Information shown ::

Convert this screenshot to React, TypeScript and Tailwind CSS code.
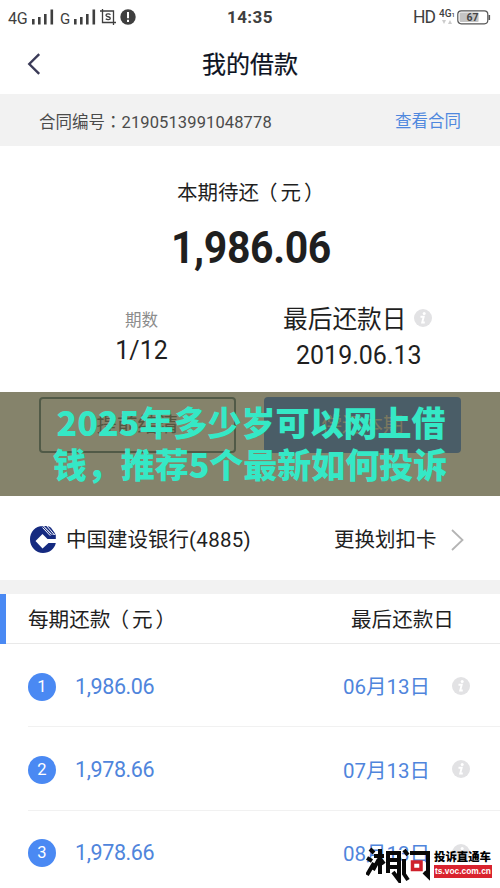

...

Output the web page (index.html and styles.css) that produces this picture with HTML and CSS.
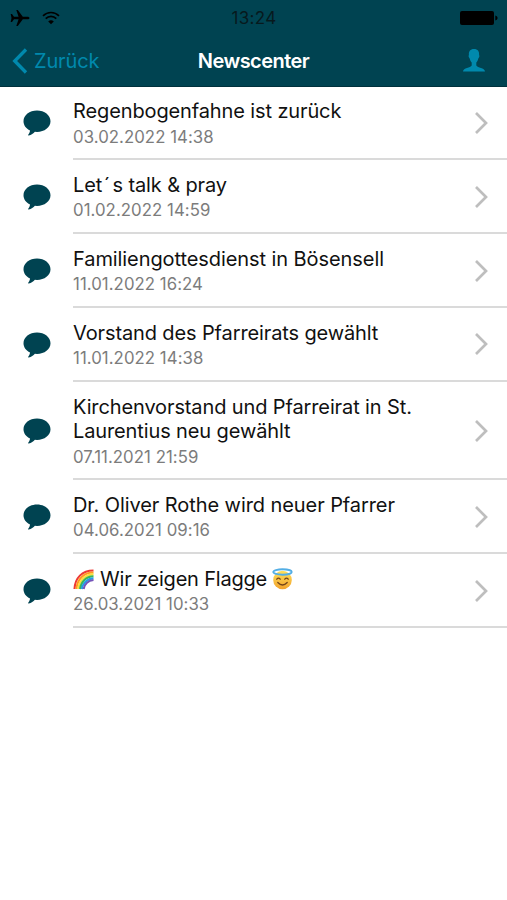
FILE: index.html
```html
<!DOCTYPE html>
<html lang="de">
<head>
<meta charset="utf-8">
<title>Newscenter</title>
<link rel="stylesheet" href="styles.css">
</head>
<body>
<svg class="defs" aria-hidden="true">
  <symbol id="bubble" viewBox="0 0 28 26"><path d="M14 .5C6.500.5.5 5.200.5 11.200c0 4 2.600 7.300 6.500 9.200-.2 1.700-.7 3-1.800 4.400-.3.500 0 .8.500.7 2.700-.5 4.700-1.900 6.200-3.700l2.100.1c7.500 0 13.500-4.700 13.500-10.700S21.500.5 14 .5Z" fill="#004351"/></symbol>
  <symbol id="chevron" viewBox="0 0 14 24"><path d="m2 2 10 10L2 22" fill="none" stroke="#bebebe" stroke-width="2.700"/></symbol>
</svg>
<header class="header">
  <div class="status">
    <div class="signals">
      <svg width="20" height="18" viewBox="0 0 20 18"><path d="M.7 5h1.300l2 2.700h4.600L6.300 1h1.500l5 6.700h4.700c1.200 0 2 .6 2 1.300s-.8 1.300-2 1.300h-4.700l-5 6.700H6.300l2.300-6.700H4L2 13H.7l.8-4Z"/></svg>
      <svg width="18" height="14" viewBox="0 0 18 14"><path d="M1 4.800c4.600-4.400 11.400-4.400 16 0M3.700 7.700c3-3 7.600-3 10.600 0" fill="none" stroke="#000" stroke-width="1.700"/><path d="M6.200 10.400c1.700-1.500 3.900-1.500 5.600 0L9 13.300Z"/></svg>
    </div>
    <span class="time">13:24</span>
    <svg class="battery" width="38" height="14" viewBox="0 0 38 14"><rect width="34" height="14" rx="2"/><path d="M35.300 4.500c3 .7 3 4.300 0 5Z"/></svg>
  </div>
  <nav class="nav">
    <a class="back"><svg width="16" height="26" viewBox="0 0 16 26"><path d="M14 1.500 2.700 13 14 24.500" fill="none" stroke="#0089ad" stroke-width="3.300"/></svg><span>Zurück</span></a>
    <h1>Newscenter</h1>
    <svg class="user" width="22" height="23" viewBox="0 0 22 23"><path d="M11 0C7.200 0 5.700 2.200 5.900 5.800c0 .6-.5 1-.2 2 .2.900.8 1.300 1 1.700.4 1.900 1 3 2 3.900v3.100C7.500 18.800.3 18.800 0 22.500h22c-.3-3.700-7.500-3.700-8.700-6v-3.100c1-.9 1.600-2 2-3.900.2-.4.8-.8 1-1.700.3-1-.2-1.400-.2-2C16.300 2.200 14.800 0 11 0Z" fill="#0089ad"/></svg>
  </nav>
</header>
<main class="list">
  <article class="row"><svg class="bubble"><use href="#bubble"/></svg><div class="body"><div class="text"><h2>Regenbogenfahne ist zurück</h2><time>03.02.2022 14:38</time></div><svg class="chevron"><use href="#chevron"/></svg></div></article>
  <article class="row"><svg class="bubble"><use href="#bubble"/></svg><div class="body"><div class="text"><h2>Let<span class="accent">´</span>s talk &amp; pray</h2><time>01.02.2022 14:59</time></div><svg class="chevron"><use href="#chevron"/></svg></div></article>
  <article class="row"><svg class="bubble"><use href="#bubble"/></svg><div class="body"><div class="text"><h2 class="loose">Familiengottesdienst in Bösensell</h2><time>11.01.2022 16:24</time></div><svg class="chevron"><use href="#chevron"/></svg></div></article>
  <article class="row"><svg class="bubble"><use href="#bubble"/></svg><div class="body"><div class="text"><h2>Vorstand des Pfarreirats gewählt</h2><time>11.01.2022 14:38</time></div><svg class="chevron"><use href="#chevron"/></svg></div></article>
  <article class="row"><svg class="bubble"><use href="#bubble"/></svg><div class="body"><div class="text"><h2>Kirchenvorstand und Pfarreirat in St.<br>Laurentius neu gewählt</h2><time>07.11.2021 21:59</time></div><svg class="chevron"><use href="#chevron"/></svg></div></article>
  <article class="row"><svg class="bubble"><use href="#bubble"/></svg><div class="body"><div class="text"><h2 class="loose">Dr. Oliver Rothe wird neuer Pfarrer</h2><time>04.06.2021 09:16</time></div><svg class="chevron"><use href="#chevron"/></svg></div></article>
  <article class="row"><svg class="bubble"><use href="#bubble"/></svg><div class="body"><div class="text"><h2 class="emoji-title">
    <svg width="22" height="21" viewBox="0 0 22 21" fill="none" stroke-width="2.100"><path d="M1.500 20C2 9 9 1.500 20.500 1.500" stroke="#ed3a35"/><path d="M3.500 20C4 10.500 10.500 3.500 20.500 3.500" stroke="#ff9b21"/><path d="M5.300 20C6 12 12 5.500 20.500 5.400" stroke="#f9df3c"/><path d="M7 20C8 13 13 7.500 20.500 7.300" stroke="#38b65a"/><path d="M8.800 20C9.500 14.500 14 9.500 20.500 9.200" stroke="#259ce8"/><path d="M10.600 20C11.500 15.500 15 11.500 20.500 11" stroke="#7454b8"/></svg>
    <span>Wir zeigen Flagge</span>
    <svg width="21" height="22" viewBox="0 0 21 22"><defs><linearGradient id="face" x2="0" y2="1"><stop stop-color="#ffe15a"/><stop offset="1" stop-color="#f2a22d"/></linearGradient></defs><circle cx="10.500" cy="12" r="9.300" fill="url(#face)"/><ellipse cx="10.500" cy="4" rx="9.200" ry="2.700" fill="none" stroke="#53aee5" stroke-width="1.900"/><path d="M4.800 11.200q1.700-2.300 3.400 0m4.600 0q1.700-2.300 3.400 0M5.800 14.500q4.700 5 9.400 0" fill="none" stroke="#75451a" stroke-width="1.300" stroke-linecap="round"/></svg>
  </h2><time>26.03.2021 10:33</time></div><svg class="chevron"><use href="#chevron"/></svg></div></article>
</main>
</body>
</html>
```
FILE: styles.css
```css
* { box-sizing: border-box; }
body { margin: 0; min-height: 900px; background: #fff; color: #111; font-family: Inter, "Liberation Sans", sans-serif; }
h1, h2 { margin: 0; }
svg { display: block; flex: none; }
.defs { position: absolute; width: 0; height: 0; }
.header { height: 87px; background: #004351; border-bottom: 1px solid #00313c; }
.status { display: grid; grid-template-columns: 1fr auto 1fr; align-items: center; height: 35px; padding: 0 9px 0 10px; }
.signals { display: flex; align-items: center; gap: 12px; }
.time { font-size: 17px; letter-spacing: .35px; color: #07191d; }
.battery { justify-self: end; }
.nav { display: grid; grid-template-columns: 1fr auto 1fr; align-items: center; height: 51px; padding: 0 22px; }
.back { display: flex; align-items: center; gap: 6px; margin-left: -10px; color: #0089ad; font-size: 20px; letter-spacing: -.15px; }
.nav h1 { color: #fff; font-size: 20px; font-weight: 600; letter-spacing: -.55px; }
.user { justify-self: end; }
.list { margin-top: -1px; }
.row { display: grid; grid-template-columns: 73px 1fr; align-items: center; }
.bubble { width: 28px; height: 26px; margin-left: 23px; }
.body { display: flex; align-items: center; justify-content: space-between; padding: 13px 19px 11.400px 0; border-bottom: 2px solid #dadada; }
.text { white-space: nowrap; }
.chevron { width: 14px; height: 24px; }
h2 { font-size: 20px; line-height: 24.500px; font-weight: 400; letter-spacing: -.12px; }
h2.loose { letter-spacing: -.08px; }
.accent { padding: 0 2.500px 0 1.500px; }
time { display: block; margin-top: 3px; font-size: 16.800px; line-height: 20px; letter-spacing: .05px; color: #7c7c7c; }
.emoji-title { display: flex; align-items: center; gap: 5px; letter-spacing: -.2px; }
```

Given problem ::
Pull out each line holding the string "styles".

The result ::
Output the web page (index.html and styles.css) that produces this picture with HTML and CSS.
<link rel="stylesheet" href="styles.css">
FILE: styles.css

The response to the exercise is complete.